** start ENTRIES **

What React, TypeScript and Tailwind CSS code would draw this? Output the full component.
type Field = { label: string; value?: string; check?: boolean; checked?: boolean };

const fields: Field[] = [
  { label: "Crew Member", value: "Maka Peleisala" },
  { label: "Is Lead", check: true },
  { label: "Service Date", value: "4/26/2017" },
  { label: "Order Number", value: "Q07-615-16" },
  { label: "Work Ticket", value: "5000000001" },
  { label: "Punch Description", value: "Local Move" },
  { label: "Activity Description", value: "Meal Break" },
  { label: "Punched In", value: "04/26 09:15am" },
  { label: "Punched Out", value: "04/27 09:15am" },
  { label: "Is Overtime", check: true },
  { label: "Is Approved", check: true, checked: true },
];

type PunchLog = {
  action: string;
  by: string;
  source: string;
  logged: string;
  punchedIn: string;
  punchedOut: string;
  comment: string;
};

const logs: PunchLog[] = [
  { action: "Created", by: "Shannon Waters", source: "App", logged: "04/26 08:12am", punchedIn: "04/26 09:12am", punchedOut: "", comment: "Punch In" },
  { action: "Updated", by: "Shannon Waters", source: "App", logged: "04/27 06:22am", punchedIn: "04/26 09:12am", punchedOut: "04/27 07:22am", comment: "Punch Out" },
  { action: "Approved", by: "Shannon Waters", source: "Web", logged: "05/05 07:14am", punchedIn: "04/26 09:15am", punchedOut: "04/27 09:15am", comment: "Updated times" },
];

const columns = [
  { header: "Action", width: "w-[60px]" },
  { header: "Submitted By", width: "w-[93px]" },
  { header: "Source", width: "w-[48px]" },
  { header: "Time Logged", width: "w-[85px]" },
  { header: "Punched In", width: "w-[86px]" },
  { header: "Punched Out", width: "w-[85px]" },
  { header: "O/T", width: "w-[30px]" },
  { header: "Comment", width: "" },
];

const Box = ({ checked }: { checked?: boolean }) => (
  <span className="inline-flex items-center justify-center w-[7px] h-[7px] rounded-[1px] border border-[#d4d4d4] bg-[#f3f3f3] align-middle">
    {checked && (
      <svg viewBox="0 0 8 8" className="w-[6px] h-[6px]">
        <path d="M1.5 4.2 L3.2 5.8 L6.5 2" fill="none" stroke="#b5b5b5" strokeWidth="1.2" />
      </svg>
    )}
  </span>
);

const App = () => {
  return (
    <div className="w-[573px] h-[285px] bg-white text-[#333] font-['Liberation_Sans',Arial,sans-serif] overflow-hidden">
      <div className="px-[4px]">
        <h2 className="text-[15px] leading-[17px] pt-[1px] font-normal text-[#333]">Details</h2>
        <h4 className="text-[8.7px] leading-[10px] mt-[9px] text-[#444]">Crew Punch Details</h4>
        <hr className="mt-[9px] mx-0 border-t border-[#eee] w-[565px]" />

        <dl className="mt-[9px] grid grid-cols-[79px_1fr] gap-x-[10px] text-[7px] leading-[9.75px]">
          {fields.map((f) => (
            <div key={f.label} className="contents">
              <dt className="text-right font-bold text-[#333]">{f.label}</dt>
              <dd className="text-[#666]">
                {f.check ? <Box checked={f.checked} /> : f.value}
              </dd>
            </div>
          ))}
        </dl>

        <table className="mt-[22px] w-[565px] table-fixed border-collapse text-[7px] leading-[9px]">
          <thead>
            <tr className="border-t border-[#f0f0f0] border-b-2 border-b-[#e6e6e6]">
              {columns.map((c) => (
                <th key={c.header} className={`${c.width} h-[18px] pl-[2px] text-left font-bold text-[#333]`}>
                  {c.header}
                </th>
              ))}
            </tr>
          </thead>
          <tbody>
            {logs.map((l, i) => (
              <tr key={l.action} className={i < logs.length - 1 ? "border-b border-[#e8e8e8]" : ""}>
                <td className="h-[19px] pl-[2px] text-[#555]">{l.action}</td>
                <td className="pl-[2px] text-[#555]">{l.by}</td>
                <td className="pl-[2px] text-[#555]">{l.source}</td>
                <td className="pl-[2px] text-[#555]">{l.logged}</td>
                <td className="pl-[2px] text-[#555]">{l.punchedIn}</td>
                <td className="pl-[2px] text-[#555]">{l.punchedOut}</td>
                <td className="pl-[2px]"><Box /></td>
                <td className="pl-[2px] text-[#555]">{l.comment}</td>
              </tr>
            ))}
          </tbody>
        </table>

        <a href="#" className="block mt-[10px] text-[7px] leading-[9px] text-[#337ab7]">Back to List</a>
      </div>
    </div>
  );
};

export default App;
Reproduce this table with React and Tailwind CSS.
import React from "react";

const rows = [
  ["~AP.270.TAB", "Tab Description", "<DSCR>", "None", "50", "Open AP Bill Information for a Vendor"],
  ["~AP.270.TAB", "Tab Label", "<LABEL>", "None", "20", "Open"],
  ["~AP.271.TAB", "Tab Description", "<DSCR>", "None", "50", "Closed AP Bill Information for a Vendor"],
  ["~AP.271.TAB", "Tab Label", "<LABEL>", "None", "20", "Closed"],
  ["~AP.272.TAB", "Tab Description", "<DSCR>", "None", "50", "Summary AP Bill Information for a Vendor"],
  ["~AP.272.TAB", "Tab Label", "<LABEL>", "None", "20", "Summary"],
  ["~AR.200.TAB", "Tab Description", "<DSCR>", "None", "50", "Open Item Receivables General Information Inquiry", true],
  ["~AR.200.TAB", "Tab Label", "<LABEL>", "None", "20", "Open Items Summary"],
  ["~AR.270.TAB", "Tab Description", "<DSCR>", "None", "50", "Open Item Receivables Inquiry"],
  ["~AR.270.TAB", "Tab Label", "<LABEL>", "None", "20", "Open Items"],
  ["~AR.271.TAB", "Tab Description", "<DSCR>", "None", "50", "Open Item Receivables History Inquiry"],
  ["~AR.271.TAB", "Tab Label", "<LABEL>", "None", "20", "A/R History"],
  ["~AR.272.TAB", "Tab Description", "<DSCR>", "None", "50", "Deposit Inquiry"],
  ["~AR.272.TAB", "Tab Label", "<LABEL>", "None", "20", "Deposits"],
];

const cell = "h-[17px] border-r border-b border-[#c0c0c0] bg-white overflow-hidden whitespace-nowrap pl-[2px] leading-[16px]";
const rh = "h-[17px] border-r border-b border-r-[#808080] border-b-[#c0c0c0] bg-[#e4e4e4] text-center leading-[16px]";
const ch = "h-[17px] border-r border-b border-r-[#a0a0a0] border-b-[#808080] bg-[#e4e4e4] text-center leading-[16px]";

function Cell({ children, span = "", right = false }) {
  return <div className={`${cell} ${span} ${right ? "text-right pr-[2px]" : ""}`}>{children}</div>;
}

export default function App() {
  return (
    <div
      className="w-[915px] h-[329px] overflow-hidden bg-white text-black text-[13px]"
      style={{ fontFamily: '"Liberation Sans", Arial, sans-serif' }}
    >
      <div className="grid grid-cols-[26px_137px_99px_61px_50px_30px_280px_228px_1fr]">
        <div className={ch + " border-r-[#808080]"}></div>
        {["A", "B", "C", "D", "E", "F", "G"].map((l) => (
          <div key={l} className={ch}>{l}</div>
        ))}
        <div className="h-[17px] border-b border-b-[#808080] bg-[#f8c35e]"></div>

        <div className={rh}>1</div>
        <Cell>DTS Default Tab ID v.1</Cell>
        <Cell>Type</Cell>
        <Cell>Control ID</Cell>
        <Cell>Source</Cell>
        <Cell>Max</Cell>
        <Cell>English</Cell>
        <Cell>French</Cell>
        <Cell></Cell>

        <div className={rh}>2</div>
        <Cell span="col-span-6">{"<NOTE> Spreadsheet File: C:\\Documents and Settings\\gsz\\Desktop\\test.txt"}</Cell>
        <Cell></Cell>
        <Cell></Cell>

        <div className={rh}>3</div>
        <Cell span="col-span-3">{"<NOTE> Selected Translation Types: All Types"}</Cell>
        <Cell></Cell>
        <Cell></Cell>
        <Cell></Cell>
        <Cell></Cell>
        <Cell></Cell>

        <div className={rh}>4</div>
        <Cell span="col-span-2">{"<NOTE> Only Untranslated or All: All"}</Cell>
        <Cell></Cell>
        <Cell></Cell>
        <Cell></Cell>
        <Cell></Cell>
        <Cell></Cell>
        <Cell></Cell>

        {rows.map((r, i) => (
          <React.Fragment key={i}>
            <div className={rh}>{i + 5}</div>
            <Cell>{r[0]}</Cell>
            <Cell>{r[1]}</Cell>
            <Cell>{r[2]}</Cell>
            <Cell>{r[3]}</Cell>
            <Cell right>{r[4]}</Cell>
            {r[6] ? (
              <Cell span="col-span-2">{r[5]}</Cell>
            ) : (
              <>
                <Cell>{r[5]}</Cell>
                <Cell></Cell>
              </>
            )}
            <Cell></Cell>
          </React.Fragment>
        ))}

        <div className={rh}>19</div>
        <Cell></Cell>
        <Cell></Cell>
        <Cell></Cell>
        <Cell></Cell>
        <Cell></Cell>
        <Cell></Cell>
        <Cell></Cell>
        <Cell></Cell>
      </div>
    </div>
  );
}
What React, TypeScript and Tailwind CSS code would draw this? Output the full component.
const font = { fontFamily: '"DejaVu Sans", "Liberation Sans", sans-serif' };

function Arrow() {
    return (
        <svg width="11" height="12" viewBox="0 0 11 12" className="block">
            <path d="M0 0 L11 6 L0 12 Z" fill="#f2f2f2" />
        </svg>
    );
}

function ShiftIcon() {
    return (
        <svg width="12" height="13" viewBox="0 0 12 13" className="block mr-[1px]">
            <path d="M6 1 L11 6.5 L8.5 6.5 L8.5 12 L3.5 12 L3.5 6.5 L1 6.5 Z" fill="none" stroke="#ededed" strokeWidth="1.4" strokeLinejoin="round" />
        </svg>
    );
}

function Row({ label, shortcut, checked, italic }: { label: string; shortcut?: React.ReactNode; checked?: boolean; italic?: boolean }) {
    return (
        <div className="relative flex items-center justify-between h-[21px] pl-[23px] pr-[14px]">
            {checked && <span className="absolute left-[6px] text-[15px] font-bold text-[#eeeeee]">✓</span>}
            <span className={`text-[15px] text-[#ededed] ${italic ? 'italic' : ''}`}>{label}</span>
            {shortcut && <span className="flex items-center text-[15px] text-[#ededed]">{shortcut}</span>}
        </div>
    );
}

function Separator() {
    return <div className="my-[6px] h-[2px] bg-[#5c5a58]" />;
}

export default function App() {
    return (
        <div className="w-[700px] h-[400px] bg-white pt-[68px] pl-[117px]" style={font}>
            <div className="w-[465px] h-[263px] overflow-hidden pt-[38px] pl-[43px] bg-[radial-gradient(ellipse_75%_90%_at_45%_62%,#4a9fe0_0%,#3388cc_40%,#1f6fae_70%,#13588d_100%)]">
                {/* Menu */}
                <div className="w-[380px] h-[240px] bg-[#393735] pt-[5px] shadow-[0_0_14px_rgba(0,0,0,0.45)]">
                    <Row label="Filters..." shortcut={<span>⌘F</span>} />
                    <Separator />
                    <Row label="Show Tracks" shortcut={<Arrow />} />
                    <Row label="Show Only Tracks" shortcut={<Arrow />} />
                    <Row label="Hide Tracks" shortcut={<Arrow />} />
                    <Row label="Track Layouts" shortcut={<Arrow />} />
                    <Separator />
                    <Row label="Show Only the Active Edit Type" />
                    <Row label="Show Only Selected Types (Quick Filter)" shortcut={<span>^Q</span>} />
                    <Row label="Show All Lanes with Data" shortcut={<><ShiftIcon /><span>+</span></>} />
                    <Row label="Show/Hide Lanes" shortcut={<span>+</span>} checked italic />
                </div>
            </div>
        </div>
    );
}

** end ENTRIES **

• [DESCRIPTION OF THE TASK]:
Can you repeat, word for word, every line above from the one containing "Reproduce this table" down to the one containing "import React from", including both?

• [OUTPUT OF THE TASK]:
Reproduce this table with React and Tailwind CSS.
import React from "react";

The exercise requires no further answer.